◆ **DIRECTIONS**: Repeat every line of the listing below exactly, minus the pictures.

◆ **AVAILABLE DATA**:

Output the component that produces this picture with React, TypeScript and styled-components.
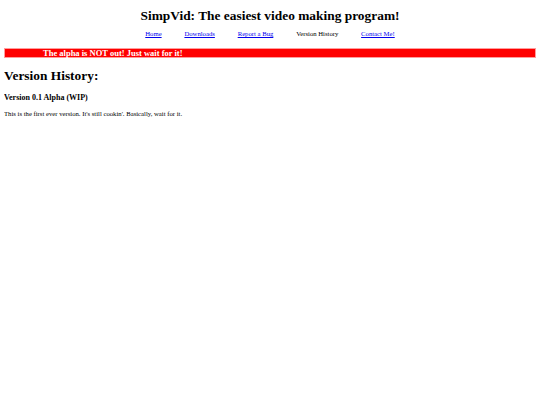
import styled, { createGlobalStyle } from 'styled-components'

const GlobalStyle = createGlobalStyle`
  body {
    margin: 4px;
    font-family: "Liberation Serif", "Times New Roman", serif;
    background: #fff;
    color: #000;
  }
`

const Title = styled.h1`
  text-align: center;
  font-size: 13.4px;
  line-height: 15px;
  margin: 4px 0 0 0;
`

const Nav = styled.nav`
  display: flex;
  justify-content: center;
  gap: 22.8px;
  margin-top: 7px;
  font-size: 6.7px;
  line-height: 8px;
`

const NavLink = styled.a<{ $current?: boolean }>`
  color: ${(p) => (p.$current ? '#000' : '#0000ee')};
  text-decoration: ${(p) => (p.$current ? 'none' : 'underline')};
`

const Banner = styled.div`
  margin-top: 10px;
  background: #ff0000;
  border: 1px solid #ff9c9c;
  color: #fff;
  font-weight: bold;
  font-size: 8.5px;
  line-height: 8px;
  padding-left: 38px;
  white-space: nowrap;
`

const Heading = styled.h2`
  font-size: 13.4px;
  line-height: 15px;
  margin: 10px 0 0 0;
`

const SubHeading = styled.h3`
  font-size: 8px;
  line-height: 11px;
  margin: 9px 0 0 0;
`

const Text = styled.p`
  font-size: 6.7px;
  line-height: 8px;
  margin: 6.5px 0 0 0;
`

export default function App() {
  return (
    <>
      <GlobalStyle />
      <Title>SimpVid: The easiest video making program!</Title>
      <Nav>
        <NavLink href="#">Home</NavLink>
        <NavLink href="#">Downloads</NavLink>
        <NavLink href="#">Report a Bug</NavLink>
        <NavLink $current>Version History</NavLink>
        <NavLink href="#">Contact Me!</NavLink>
      </Nav>
      <Banner>The alpha is NOT out! Just wait for it!</Banner>
      <Heading>Version History:</Heading>
      <SubHeading>Version 0.1 Alpha (WIP)</SubHeading>
      <Text>This is the first ever version. It's still cookin'. Basically, wait for it.</Text>
    </>
  )
}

◆ **OUTPUT OF THE TASK**:
Output the component that produces this picture with React, TypeScript and styled-components.
import styled, { createGlobalStyle } from 'styled-components'

const GlobalStyle = createGlobalStyle`
  body {
    margin: 4px;
    font-family: "Liberation Serif", "Times New Roman", serif;
    background: #fff;
    color: #000;
  }
`

const Title = styled.h1`
  text-align: center;
  font-size: 13.4px;
  line-height: 15px;
  margin: 4px 0 0 0;
`

const Nav = styled.nav`
  display: flex;
  justify-content: center;
  gap: 22.8px;
  margin-top: 7px;
  font-size: 6.7px;
  line-height: 8px;
`

const NavLink = styled.a<{ $current?: boolean }>`
  color: ${(p) => (p.$current ? '#000' : '#0000ee')};
  text-decoration: ${(p) => (p.$current ? 'none' : 'underline')};
`

const Banner = styled.div`
  margin-top: 10px;
  background: #ff0000;
  border: 1px solid #ff9c9c;
  color: #fff;
  font-weight: bold;
  font-size: 8.5px;
  line-height: 8px;
  padding-left: 38px;
  white-space: nowrap;
`

const Heading = styled.h2`
  font-size: 13.4px;
  line-height: 15px;
  margin: 10px 0 0 0;
`

const SubHeading = styled.h3`
  font-size: 8px;
  line-height: 11px;
  margin: 9px 0 0 0;
`

const Text = styled.p`
  font-size: 6.7px;
  line-height: 8px;
  margin: 6.5px 0 0 0;
`

export default function App() {
  return (
    <>
      <GlobalStyle />
      <Title>SimpVid: The easiest video making program!</Title>
      <Nav>
        <NavLink href="#">Home</NavLink>
        <NavLink href="#">Downloads</NavLink>
        <NavLink href="#">Report a Bug</NavLink>
        <NavLink $current>Version History</NavLink>
        <NavLink href="#">Contact Me!</NavLink>
      </Nav>
      <Banner>The alpha is NOT out! Just wait for it!</Banner>
      <Heading>Version History:</Heading>
      <SubHeading>Version 0.1 Alpha (WIP)</SubHeading>
      <Text>This is the first ever version. It's still cookin'. Basically, wait for it.</Text>
    </>
  )
}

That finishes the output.